▶

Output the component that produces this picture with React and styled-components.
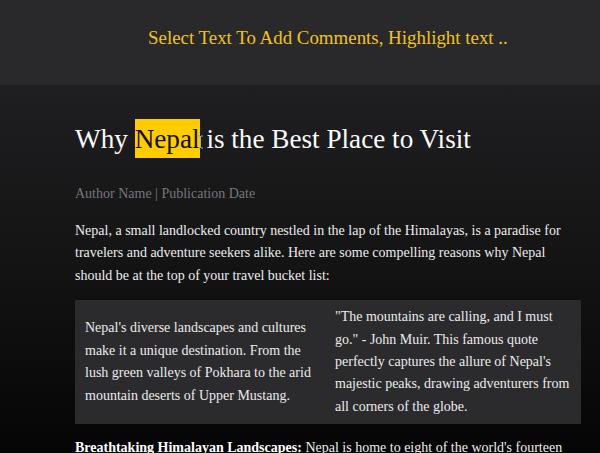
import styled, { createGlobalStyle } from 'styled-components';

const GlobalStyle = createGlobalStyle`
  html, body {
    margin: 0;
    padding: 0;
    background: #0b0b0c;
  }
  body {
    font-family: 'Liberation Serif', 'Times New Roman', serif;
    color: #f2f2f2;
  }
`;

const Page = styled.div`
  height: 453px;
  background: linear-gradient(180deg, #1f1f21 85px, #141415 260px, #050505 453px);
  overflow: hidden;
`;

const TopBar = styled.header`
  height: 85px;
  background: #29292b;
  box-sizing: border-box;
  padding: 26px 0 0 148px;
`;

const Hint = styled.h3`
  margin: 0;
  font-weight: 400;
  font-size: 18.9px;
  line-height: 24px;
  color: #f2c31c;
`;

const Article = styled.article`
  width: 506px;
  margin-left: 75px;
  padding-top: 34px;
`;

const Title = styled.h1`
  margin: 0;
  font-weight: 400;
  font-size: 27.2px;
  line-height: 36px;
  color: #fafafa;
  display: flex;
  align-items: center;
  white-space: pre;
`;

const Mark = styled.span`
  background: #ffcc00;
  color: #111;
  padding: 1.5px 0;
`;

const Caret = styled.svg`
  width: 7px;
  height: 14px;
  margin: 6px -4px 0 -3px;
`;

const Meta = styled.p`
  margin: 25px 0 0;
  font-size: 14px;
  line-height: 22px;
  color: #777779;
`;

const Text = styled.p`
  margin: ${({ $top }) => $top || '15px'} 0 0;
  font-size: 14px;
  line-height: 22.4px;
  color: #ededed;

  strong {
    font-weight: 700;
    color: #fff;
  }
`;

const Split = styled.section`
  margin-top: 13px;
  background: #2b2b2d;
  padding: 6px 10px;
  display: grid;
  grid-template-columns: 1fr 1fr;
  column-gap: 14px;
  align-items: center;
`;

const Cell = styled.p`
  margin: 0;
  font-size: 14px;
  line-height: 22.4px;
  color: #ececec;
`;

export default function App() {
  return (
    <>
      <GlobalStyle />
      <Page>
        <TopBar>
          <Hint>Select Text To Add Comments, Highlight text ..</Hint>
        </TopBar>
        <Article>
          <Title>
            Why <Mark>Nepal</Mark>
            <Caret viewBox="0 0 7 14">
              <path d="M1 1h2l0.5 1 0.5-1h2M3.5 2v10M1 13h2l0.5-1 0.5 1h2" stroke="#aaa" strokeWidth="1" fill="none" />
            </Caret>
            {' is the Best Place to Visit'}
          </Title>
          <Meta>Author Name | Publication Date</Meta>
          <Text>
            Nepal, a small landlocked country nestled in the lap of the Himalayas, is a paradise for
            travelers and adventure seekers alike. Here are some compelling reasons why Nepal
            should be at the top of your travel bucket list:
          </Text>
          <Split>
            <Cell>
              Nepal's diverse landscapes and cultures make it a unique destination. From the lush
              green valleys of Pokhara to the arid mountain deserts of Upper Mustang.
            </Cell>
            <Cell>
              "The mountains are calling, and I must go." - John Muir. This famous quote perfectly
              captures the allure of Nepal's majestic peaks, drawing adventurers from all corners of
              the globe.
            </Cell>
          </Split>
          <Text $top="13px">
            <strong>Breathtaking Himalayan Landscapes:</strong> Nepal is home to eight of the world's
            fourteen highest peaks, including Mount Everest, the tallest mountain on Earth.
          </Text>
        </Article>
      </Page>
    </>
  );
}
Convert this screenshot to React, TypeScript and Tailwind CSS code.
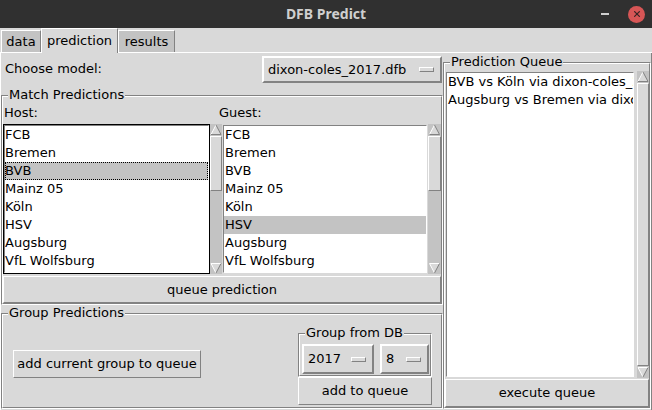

◀
▶

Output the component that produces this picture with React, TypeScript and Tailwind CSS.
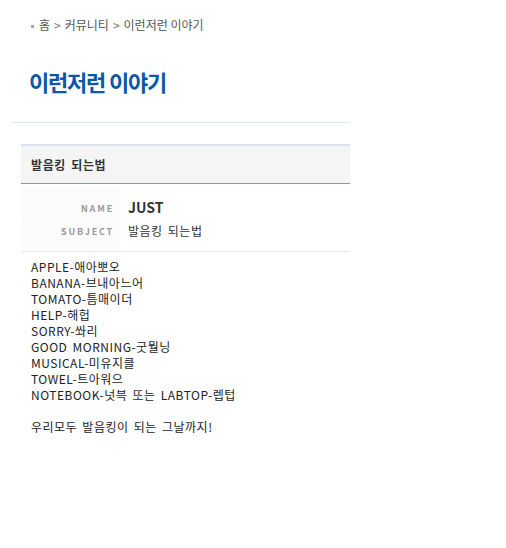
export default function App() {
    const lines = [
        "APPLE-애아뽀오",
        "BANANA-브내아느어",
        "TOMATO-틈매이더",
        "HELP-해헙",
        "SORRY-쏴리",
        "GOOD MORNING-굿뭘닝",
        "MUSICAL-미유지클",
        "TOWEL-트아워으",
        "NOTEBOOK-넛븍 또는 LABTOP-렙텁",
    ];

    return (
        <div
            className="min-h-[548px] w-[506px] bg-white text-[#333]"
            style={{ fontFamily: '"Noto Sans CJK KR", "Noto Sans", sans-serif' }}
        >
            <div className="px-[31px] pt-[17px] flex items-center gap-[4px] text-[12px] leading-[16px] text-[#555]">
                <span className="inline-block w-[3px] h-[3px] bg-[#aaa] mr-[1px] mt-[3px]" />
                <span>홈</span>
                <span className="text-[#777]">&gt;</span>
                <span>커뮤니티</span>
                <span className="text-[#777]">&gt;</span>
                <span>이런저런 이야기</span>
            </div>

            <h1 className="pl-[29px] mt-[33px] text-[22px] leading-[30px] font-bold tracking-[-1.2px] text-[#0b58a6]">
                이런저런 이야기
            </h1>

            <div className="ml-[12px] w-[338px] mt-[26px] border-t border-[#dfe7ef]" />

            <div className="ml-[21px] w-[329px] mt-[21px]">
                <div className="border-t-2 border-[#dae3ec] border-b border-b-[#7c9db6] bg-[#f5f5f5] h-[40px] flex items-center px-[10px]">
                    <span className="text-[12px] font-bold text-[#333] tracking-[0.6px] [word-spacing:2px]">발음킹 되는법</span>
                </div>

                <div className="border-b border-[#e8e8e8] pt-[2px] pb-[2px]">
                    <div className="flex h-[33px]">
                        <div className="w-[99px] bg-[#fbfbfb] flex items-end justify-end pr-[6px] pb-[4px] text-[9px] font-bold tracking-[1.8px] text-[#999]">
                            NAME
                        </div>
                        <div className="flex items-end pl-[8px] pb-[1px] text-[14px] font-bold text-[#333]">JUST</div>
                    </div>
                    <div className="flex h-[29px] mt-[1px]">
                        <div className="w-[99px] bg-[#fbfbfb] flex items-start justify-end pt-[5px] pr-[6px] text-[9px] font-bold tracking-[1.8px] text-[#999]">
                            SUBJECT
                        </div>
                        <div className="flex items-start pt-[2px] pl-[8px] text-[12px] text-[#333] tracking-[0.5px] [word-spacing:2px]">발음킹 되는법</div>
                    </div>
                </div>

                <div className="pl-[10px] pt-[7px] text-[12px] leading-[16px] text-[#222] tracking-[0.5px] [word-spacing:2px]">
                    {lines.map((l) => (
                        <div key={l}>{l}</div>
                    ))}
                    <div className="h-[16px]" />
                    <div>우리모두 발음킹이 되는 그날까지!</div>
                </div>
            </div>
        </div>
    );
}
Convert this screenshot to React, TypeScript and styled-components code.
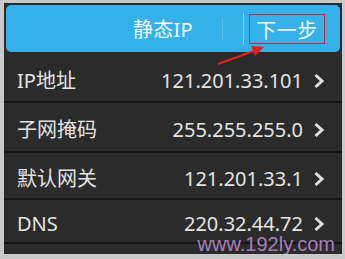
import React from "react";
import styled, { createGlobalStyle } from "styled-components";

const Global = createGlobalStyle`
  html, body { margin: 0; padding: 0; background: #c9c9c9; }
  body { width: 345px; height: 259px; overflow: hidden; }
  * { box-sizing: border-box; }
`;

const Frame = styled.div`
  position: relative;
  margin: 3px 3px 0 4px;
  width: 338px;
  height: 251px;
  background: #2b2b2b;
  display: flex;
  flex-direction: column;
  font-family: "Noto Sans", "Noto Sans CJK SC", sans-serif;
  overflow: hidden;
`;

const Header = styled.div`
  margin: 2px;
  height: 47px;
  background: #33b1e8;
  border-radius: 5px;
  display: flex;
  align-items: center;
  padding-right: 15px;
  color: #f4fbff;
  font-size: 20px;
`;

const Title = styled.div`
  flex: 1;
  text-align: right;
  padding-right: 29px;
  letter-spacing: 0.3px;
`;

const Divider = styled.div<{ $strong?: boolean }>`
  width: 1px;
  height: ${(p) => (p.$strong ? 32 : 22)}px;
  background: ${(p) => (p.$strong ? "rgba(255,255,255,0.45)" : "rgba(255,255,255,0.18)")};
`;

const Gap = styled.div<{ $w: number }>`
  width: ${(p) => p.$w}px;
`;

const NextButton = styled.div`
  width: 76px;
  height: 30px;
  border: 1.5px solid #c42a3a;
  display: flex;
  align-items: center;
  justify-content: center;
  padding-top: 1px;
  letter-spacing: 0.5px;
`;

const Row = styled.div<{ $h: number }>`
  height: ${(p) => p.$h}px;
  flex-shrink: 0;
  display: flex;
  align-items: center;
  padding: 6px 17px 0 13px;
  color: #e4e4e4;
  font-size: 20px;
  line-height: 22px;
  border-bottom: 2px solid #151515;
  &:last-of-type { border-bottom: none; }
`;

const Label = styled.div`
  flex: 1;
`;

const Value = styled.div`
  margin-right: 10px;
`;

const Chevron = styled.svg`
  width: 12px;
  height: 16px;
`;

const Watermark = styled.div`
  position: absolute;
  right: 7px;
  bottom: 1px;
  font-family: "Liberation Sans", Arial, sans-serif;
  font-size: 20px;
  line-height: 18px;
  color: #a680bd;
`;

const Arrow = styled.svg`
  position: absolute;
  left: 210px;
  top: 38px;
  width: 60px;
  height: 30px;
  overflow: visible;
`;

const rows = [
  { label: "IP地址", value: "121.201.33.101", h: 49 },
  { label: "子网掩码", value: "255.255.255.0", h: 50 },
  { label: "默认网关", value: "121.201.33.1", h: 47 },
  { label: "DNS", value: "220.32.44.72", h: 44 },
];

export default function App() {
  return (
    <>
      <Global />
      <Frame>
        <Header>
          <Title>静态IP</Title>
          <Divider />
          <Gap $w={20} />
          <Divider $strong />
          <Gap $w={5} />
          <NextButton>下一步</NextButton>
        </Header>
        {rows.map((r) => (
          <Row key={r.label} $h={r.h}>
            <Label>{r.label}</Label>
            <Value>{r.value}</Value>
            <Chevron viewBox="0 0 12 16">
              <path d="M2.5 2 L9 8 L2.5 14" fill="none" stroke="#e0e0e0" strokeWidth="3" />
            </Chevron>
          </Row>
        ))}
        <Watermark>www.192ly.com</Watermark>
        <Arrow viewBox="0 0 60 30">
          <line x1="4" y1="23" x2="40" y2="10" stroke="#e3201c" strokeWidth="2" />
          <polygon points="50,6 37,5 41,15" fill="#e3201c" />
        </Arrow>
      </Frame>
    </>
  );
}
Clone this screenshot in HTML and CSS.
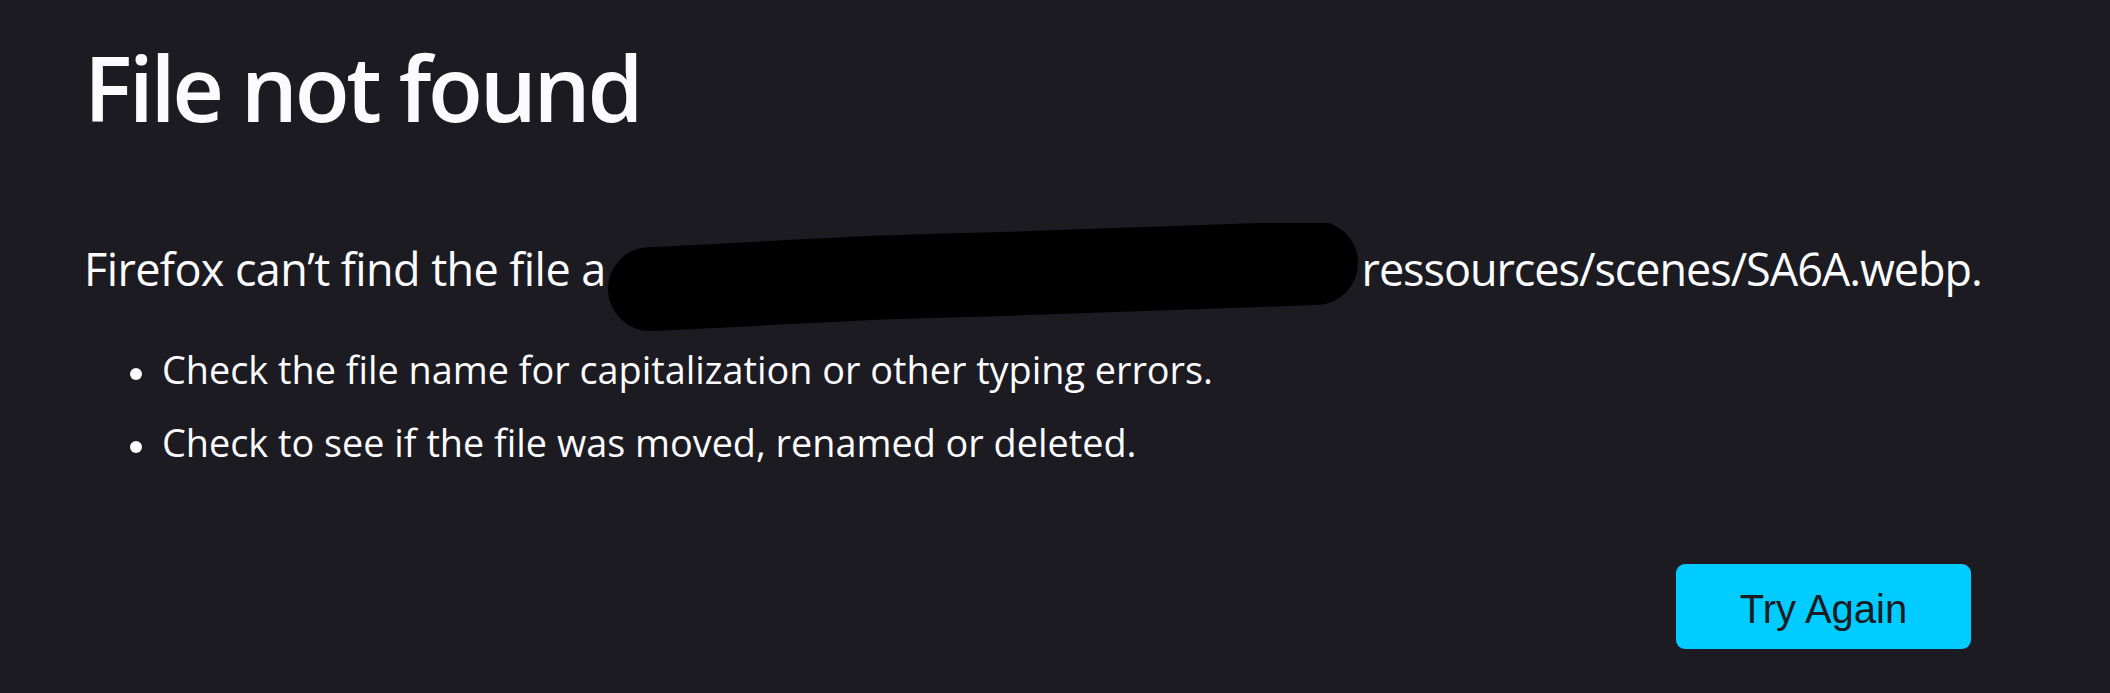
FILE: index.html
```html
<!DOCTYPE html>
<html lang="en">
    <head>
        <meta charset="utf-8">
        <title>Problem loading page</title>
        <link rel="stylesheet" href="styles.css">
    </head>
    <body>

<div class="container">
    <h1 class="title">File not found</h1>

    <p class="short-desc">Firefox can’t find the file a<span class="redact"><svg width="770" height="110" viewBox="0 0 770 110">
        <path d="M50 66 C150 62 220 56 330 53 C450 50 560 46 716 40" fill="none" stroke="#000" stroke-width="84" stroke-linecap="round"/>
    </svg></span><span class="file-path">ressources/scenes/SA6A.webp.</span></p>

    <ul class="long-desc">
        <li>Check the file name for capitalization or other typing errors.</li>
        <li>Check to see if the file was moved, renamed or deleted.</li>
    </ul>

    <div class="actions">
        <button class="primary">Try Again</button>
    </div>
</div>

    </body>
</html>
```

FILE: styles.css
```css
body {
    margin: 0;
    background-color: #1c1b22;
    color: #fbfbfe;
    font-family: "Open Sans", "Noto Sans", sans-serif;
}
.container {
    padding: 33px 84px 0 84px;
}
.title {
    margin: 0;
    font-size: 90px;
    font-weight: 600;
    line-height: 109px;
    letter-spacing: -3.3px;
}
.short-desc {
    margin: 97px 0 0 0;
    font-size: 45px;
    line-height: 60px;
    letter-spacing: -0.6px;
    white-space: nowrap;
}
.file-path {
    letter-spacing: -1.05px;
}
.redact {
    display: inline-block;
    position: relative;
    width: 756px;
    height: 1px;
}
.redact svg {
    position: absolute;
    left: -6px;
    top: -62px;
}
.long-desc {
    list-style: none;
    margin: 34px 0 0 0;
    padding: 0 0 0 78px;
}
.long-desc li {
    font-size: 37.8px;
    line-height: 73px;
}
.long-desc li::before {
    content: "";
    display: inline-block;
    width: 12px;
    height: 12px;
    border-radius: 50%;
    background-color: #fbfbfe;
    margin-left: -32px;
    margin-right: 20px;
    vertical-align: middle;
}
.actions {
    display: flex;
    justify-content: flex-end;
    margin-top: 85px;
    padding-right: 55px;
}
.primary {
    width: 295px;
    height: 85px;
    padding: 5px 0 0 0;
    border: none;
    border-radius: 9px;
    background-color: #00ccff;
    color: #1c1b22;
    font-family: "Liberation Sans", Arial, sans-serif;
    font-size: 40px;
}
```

◀
▶

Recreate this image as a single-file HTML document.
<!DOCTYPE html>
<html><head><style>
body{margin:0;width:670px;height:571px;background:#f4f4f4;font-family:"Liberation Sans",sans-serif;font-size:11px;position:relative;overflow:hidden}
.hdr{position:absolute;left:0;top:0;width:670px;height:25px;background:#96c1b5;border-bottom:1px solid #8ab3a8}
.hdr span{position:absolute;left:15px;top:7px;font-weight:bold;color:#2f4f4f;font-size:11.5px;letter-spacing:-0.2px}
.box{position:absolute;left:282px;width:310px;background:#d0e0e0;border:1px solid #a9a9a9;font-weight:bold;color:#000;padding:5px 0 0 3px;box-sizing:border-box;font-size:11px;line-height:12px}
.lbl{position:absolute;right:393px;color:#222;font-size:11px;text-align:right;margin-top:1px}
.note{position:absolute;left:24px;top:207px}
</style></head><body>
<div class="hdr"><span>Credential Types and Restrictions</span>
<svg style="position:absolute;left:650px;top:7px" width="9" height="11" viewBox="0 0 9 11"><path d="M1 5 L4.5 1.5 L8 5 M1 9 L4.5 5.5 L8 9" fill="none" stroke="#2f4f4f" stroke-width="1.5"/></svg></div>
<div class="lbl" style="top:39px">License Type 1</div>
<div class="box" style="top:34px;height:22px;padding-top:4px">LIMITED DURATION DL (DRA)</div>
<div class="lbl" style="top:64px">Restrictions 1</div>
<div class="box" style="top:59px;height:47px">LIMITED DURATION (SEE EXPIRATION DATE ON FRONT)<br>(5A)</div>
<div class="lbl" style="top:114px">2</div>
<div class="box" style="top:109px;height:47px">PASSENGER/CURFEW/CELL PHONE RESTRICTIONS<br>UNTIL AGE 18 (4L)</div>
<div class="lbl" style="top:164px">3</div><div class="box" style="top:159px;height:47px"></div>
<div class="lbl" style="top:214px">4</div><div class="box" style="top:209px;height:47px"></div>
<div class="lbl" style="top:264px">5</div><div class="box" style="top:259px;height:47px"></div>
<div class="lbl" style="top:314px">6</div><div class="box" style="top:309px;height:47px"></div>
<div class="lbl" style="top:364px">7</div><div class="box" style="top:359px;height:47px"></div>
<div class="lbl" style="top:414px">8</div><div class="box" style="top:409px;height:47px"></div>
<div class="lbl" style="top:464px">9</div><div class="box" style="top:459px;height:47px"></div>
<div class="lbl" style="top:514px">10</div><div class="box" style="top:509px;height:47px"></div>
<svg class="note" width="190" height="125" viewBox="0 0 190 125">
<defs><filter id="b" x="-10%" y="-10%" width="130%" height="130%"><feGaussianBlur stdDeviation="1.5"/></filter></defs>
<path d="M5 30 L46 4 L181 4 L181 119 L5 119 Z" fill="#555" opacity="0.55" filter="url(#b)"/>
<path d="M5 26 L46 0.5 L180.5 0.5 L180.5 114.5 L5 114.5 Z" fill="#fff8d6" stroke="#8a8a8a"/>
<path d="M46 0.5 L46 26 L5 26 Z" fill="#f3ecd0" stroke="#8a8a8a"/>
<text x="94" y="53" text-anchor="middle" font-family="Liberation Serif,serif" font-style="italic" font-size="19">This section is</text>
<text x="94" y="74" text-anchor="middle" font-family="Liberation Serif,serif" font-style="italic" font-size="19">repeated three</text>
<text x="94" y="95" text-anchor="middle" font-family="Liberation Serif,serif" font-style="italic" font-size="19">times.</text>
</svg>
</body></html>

◀

▶ _Your objective_: Above are the records; copy every line in them that holds the word "Convert".

▶ _Answer for this exercise_:
Convert this screenshot to React, TypeScript and Tailwind CSS code.
Convert this screenshot to React, TypeScript and styled-components code.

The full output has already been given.